Here's what this bill will do.
First of all, it's not a JOBS Act, per se. The JOBS name is an acronym. It actually is called Jumpstart Our Business Startups Act, or JOBSA, but I guess JOBS sounds better. But what it really affects is capital markets. It is really a capital market bill. It is a good bill. It has several components that have already passed the House. My colleague from Texas outlined several of them. I want to explain why they are so important.
First and foremost, it makes it easier for many small companies to go public. It rolls back some of the Sarbanes-Oxley regulations that were put in place in 2002 for small and medium-cap companies. Again, when you're looking at the compliance cost of Sarbanes-Oxley, they don't scale with the business. So it's de minimis for a $10 billion business, but it's substantial and, in fact, a deterrent to accessing the capital markets for a $100 million or a $300 million business. So this, in fact, rolls them back in a very thoughtful way.
And I would further call for reexamination, of course, of the requirements for businesses of all sizes, but this will allow many small and mid-cap businesses to access the public capital markets.
In addition, it allows people to invest in start-ups, a concept that's called crowdfunding, which is very exciting. Of course, heretofore, essentially, investing in start-ups has been restricted to what are called accredited investors. Now, an accredited investor is not just some investor that goes through some process of getting accredited; it's basically somebody who's wealthy. They have to be worth several million dollars; and then, all of a sudden, they're accredited.
Now, we all know that some wealthy people are poor investors and some are good investors. One's wealth has nothing to do with how accredited or how good an investor one is. And families who are worth $100,000 or families that are worth $300,000 are perfectly within their rights under current law to go to Las Vegas or Atlantic City and bet their entire lifesavings on one roll of the dice; and yet they're not allowed, under current law, to invest in start-ups.

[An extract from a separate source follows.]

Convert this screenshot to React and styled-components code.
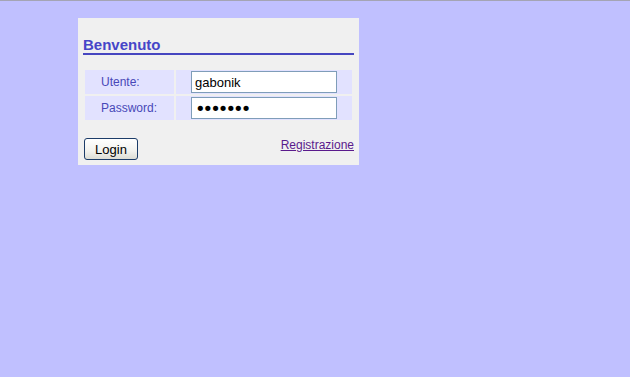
import React from "react";
import styled, { createGlobalStyle } from "styled-components";

const Global = createGlobalStyle`
  html, body { margin: 0; padding: 0; }
  body {
    background: #c0c0ff;
    border-top: 1px solid #a4a4b4;
    min-height: 376px;
    font-family: "Liberation Sans", Arial, sans-serif;
  }
`;

const Panel = styled.div`
  margin: 17px 0 0 78px;
  width: 271px;
  padding: 18px 5px 5px 5px;
  background: #f0f0f0;
`;

const Heading = styled.h2`
  margin: 0;
  font-size: 15px;
  line-height: 17px;
  font-weight: bold;
  color: #4646c8;
  border-bottom: 2px solid #4646c0;
`;

const Form = styled.div`
  display: grid;
  grid-template-columns: 89px 176px;
  grid-auto-rows: 24px;
  gap: 2px;
  padding: 0 2px;
  margin-top: 15px;
`;

const LabelCell = styled.div`
  background: #e2e2ff;
  display: flex;
  align-items: center;
  padding-left: 16px;
  font-size: 12px;
  color: #4848b8;
`;

const InputCell = styled.div`
  background: #e2e2ff;
  display: flex;
  align-items: center;
  padding-left: 15px;
`;

const Field = styled.input`
  box-sizing: border-box;
  width: 146px;
  height: 22px;
  border: 1px solid #7f9db9;
  background: #fff;
  padding: 0 3px;
  font-family: ${(p) =>
    p.$masked ? '"DejaVu Sans", sans-serif' : '"Liberation Sans", Arial, sans-serif'};
  font-size: ${(p) => (p.$masked ? "18px" : "13px")};
  letter-spacing: ${(p) => (p.$masked ? "-3px" : "normal")};
  line-height: 20px;
  color: #000;
  outline: none;
`;

const Footer = styled.div`
  display: flex;
  justify-content: space-between;
  align-items: center;
  margin-top: 18px;
  padding-left: 1px;
`;

const Button = styled.button`
  box-sizing: border-box;
  width: 54px;
  height: 22px;
  border: 1px solid #1c3c68;
  border-radius: 3px;
  background: linear-gradient(#ffffff, #f2f2ee 60%, #dcdcd4);
  font-family: "Liberation Sans", Arial, sans-serif;
  font-size: 13px;
  color: #000;
  padding: 0;
`;

const Link = styled.a`
  font-size: 12px;
  color: #5a1a8c;
  text-decoration: underline;
  margin-top: -8px;
`;

export default function App() {
  return (
    <>
      <Global />
      <Panel>
        <Heading>Benvenuto</Heading>
        <Form>
          <LabelCell>Utente:</LabelCell>
          <InputCell>
            <Field type="text" defaultValue="gabonik" />
          </InputCell>
          <LabelCell>Password:</LabelCell>
          <InputCell>
            <Field $masked type="password" defaultValue="1234567" />
          </InputCell>
        </Form>
        <Footer>
          <Button>Login</Button>
          <Link href="#">Registrazione</Link>
        </Footer>
      </Panel>
    </>
  );
}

So, we, with this bill, would allow families of all means to invest in start-up companies, some of which will work out and some of which will not. American families will enter this being aware of the risks. But, again, it is their money, they earned it, they've paid taxes on it, and they should be able to invest it and/or gamble it as they see fit.
Another thing we do under this bill is increase the number of shareholders that is required for mandatory registration with the FCC from 500 to 1,000. This is very important because many companies use stock options, which is a good practice. It gets the employees to own part of the company, to own part of the fruits of their labor, and to have some of the upside on the equity. But companies have effectively been limited on this because once they have 500 shareholders, they're forced to file as public. So we're allowing them to stay private longer, as the need fits them, and not have to scale back on their option policy with their employees. Inevitably, some of those options get exercised, and employees become outright owners over time. This would prevent them from being forced into a backdoor IPO.
In addition, we, again, allow community banks to raise additional capital. We remove some of the requirements around that. Community banks are important lenders in our community; and that's an important step, as well, towards allowing capital to flow more freely.
So, in sum, the several bills, most of which have already passed this House, that we are packaging in the JOBS Act, this act that we're doing here today, are good bills that will free up the capital markets. And, yes, in the medium and long term, there will likely be some jobs created, because where will that capital go? It will flow to businesses that will encourage job growth. This is not something that happens overnight, but this is something that happens as a fruit of the investment. Some of these start-ups that are funded through crowdfunding might, in fact, be employers of 1,000 people in 5 years or 10 years. And that's what's so exciting about the potential of these mechanisms to create value in the economy.
But what are we not doing? And what would be a real jobs bill? In my opinion, there's really several things that are holding back our private sector recovery. First and foremost is our budget deficit and the questions about the fiscal integrity of this country. This Congress continues to avoid taking action on a default scenario under which debt as a percentage of GDP would rise from about 70 percent where it is now to about 200 percent of our GDP by 2040, a far worse situation than many of the fiscally beleaguered nations in Europe that are currently undertaking bailouts.
This is widely known on both sides of the aisle, and, in fact, the solution is widely known, as well. There are several that have been presented. There's a bipartisan group that emerged from the Senate, including Democrats and Republicans, that proposed a plan to reduce the deficit as a percentage of GDP down to 1.9 percent by 2021. There's been a similar effort on behalf of the Bowles-Simpson Commission, again, to rein in fiscal spending so that debt as a percentage of GDP would be 35 percent instead of 200 percent by 2040.
This Congress has not advanced either and, in fact, quite to the contrary, has passed an operational budget that only serves to continue these deficits through the next 10 years. Again, giving fiscal certainty around the integrity of our Nation would do a lot more to free up capital and improve the flow of capital and credit markets and create jobs than these relatively minor, but still important, bills that we're considering here today.
The other reform that would create a lot more jobs in this bill, and I think would better be called a Jobs Act, if they could come up with a fancy acronym for it, is business tax reform.